**Information shown**

--- Begin ---

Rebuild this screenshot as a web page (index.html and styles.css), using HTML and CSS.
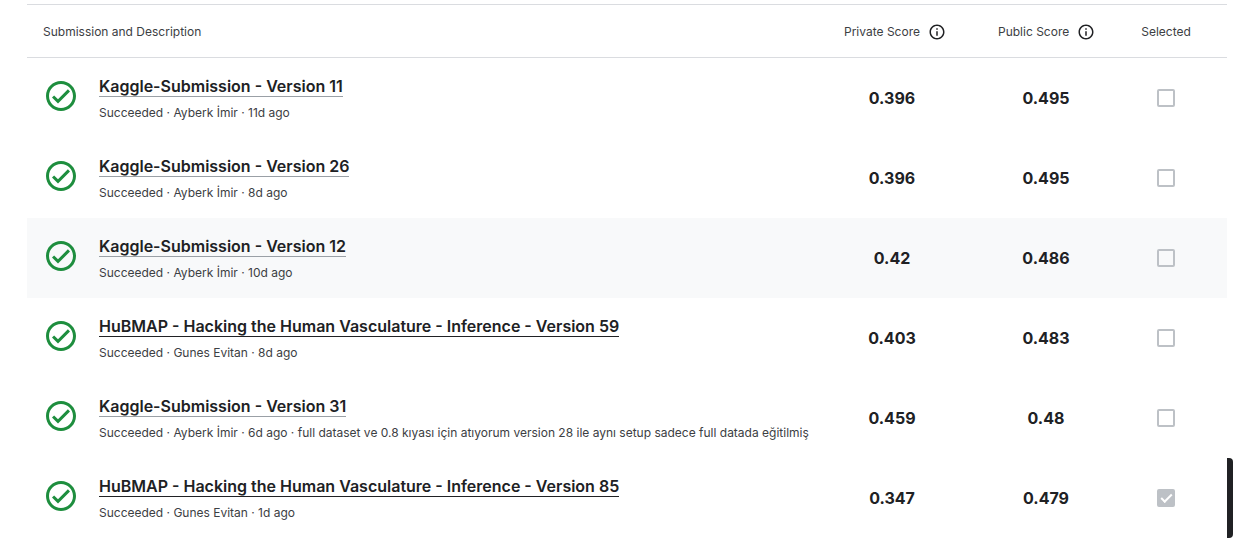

--- End ---
--- Begin ---

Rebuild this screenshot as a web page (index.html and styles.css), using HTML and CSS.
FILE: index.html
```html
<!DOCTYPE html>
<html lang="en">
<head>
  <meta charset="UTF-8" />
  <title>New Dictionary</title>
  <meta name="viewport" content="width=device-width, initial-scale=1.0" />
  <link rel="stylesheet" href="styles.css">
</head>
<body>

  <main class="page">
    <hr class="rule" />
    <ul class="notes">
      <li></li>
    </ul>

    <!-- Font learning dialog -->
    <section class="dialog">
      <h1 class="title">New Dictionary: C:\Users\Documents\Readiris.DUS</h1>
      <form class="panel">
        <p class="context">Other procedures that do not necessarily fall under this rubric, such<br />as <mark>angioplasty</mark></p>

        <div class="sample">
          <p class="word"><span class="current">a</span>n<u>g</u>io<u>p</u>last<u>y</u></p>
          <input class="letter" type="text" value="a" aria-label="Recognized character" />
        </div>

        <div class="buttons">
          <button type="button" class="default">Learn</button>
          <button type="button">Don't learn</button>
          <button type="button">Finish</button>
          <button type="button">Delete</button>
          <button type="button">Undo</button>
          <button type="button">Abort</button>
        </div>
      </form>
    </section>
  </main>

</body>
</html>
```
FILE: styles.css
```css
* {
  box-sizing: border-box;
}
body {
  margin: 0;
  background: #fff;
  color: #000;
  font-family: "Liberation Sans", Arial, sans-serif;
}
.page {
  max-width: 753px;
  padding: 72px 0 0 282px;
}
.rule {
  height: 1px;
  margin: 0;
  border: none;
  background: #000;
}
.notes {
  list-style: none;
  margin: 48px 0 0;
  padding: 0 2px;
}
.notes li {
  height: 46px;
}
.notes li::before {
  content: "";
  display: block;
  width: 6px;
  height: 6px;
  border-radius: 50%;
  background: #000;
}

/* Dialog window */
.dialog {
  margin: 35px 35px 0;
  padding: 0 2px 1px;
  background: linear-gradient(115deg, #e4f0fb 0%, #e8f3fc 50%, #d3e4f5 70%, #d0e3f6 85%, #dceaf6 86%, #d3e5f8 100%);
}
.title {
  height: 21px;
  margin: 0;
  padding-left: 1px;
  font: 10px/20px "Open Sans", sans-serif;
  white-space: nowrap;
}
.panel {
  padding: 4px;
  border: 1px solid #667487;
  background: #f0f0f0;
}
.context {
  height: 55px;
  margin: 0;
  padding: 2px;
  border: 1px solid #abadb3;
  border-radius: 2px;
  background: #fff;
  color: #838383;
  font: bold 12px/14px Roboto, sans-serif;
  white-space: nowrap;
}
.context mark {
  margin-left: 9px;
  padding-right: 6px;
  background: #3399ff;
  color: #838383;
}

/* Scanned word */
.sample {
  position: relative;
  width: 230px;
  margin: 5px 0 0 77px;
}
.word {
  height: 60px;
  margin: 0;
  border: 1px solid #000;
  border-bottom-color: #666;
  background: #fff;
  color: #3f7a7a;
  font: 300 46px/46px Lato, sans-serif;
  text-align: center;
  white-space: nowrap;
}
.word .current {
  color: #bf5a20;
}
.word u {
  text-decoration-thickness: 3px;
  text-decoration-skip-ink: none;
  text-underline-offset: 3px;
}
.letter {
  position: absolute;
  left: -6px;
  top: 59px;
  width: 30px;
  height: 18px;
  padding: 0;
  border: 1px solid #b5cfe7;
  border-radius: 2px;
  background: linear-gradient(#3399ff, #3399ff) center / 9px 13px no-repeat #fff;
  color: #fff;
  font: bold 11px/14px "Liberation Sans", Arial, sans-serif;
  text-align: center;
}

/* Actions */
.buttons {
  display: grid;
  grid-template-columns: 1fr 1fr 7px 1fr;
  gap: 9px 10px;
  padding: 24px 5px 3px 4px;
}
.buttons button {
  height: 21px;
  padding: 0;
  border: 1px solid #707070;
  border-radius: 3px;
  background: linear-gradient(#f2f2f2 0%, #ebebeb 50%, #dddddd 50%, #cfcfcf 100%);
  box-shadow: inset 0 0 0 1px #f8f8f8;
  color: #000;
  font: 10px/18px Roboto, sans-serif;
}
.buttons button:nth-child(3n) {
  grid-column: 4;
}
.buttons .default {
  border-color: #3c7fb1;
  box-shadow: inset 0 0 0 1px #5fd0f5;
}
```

--- End ---

**Goal of the exercise**
Each line that has the word "page" should be copied.

**Response to the exercise**
Rebuild this screenshot as a web page (index.html and styles.css), using HTML and CSS.
Rebuild this screenshot as a web page (index.html and styles.css), using HTML and CSS.
  <main class="page">
.page {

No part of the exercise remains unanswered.